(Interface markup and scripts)

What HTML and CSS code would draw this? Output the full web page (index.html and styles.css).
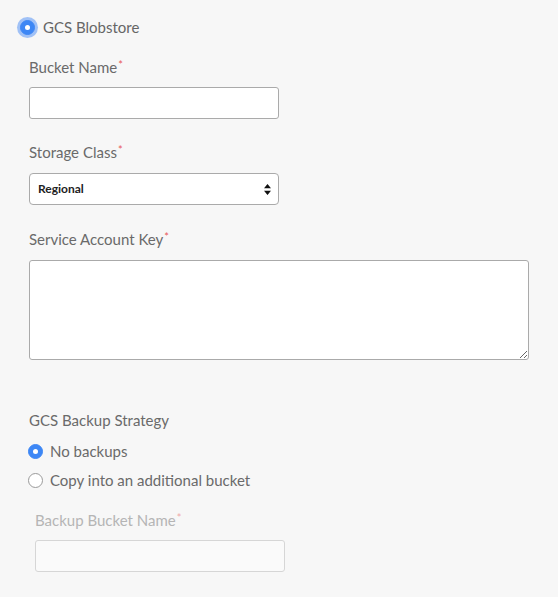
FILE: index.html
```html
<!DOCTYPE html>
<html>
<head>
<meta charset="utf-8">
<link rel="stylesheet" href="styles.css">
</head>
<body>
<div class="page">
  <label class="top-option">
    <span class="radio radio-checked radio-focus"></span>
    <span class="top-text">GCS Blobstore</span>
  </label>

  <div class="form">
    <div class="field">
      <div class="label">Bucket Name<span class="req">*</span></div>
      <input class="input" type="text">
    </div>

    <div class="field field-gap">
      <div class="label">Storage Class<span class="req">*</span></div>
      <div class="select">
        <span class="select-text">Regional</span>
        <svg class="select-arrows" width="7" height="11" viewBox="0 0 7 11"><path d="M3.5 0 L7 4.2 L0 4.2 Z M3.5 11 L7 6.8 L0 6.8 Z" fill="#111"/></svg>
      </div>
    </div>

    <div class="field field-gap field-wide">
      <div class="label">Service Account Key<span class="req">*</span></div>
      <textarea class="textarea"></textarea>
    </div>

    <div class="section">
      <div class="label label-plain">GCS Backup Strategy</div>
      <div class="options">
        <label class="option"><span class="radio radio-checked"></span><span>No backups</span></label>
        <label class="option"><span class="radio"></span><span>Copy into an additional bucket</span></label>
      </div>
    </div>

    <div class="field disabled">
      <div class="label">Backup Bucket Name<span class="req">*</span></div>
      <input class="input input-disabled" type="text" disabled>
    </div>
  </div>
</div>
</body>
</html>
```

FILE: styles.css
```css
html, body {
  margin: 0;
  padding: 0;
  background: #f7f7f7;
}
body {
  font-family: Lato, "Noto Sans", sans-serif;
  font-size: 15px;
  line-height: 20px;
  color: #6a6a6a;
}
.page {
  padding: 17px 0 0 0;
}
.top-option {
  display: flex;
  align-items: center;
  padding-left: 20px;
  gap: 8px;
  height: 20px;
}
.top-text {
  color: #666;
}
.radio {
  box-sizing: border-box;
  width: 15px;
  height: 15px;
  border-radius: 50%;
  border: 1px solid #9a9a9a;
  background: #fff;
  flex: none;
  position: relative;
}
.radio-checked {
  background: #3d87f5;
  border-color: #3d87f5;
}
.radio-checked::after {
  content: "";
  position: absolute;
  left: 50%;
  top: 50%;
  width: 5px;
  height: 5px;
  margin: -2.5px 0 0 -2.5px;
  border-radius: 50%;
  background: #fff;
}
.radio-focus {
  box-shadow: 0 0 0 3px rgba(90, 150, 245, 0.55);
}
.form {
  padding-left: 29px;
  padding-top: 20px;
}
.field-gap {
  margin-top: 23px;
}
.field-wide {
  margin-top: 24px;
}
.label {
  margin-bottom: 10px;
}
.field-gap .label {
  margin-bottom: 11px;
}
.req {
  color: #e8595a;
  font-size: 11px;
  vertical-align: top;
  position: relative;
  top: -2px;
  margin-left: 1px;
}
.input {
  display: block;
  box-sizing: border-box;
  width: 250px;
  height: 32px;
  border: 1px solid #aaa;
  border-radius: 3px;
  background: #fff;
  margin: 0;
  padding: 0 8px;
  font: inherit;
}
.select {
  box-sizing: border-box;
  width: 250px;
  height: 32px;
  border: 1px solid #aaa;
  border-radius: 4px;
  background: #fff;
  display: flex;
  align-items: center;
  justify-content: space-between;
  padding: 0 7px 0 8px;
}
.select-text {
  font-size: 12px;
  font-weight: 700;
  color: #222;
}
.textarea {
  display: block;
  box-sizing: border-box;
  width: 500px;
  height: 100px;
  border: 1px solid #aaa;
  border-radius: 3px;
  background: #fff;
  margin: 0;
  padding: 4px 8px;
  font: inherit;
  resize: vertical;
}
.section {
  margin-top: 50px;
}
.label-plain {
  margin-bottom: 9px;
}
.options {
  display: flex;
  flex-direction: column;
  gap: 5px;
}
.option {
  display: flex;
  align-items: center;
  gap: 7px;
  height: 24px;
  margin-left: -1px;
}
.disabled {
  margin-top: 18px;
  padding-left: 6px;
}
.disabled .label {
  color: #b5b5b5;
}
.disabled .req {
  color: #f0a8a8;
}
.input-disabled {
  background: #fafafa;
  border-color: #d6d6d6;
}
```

--

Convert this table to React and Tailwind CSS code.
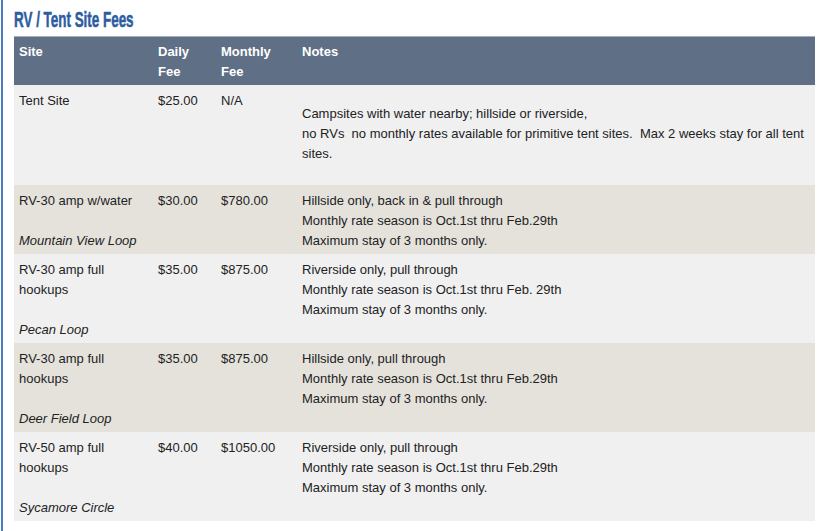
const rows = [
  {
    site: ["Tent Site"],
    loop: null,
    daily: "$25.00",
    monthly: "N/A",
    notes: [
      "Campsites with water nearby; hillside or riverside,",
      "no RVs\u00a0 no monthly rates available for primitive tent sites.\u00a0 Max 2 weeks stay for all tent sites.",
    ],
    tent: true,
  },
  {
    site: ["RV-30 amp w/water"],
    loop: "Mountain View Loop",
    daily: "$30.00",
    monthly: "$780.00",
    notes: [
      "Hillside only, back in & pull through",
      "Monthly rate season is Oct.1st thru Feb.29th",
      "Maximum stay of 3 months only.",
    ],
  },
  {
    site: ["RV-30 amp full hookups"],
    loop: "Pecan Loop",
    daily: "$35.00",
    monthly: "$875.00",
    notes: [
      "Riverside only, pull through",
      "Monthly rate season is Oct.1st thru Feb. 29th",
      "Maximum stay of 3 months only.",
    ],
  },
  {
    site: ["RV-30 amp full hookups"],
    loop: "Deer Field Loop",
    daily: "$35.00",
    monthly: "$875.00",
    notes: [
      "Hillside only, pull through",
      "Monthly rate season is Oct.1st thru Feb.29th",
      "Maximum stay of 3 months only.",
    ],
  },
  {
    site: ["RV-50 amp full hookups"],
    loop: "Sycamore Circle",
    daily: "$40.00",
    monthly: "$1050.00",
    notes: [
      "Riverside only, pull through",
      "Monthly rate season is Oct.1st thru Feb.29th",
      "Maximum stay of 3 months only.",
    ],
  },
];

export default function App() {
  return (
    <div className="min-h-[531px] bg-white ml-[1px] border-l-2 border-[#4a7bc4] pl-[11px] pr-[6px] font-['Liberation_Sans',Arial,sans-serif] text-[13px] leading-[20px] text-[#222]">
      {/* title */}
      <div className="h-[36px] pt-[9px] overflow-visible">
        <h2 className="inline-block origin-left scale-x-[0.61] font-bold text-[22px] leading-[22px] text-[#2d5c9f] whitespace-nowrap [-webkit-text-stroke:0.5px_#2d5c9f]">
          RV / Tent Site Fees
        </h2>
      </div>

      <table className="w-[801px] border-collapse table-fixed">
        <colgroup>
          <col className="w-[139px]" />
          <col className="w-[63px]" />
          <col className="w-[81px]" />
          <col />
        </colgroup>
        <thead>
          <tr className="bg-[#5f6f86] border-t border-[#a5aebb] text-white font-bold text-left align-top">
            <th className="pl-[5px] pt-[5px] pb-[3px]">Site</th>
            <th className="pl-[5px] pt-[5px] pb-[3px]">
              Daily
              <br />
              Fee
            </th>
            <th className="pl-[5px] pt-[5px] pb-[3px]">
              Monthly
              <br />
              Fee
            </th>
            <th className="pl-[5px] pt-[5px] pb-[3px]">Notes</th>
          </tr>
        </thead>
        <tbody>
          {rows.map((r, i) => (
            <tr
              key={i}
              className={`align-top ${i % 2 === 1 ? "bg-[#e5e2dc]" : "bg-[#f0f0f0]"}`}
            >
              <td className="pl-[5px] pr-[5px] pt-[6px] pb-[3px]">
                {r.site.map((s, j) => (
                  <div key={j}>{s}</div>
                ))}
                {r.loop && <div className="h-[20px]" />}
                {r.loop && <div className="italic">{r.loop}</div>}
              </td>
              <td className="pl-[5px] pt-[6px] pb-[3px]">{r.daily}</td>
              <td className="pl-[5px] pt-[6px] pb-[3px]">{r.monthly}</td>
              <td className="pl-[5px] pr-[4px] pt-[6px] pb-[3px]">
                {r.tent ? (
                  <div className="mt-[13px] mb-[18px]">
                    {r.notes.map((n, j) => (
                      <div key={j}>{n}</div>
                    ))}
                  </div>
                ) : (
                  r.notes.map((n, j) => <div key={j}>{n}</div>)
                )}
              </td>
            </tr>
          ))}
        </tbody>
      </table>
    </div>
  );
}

* **Direction**
Filter the data for the string "page" and copy every line that has it.

* **Task response**
What HTML and CSS code would draw this? Output the full web page (index.html and styles.css).
<div class="page">
.page {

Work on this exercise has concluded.